Strawberry Honeybun Cake with Strawberry Cream Icing
This Strawberry Honeybun Cake is a moist, decadent twist on the classic honeybun cake, bursting with sweet strawberry flavor and layered with a cinnamon-sugar swirl!The rich, buttery cake pairs perfectly with the strawberry cream icing, making it an irresistible dessert for any occasion. Whether for brunch, birthdays, or just a sweet craving, this cake is a guaranteed crowd-pleaser!
INGREDIENTS:
For the Cake:
1 box (15.25 oz) strawberry cake mix
1 cup sour cream
¾ cup vegetable oil
4 large eggs
½ cup milk
For the Honeybun Cinnamon Swirl:
½ cup brown sugar, packed
1 teaspoon ground cinnamon
For the Strawberry Cream Icing:
1 cup powdered sugar
2 tablespoons strawberry jam (or puree)
2 tablespoons heavy cream or milk
½ teaspoon vanilla extract
DIRECTIONS:
1. Preheat & Prep:
Preheat your oven to 350°F (175°C).
Grease and flour a 9×13-inch baking dish.
2. Make the Cake Batter:
In a large mixing bowl, combine strawberry cake mix, sour cream, vegetable oil, eggs, and milk.

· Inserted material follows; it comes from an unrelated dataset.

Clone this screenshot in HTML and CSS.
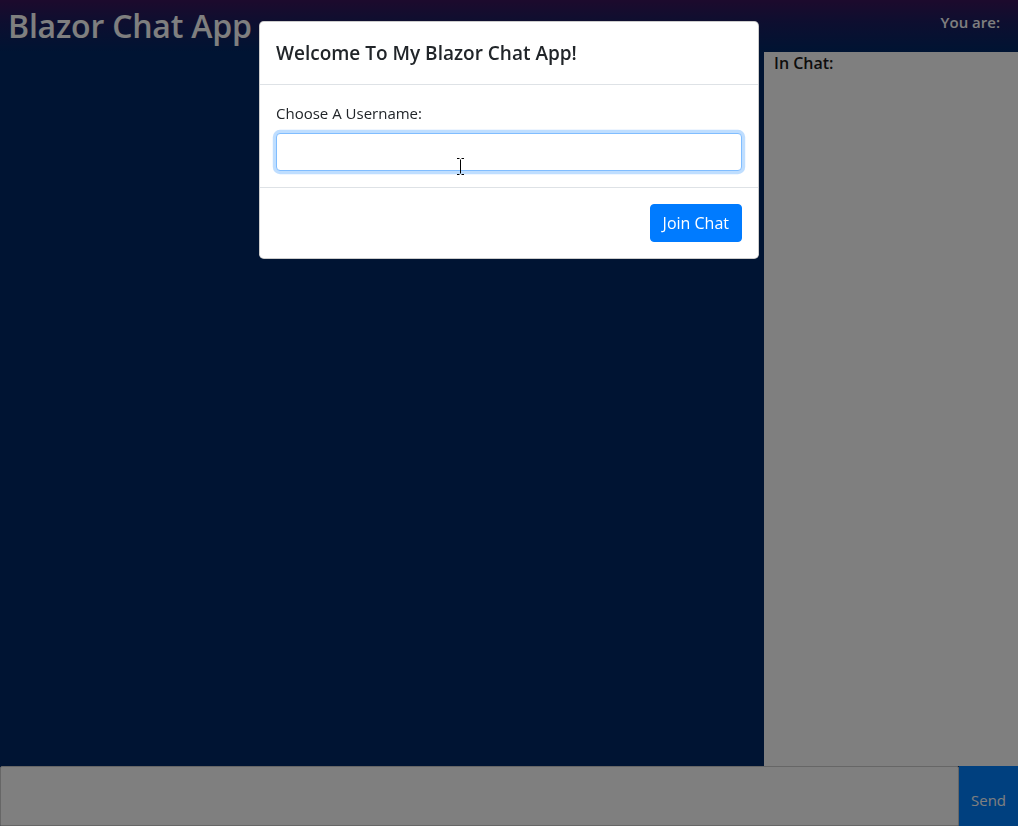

Beat with an electric mixer for 2–3 minutes, until smooth and creamy.
3. Create the Cinnamon Swirl:
In a small bowl, mix brown sugar and cinnamon.
Pour half of the cake batter into the prepared baking dish.
Sprinkle the cinnamon-sugar mixture evenly over the batter.
Pour the remaining cake batter on top and gently swirl with a knife for a marbled effect.
4. Bake the Cake:
Bake for 35–40 minutes, or until a toothpick inserted in the center comes out clean.
Let the cake cool completely before icing.
5. Make the Strawberry Cream Icing:
In a bowl, whisk together powdered sugar, strawberry jam, heavy cream, and vanilla extract until smooth.
If the icing is too thick, add a little more cream; if too thin, add more powdered sugar.
6. Ice the Cake & Serve:
Drizzle or spread the strawberry cream icing over the cooled cake.
Let it set for a few minutes before slicing.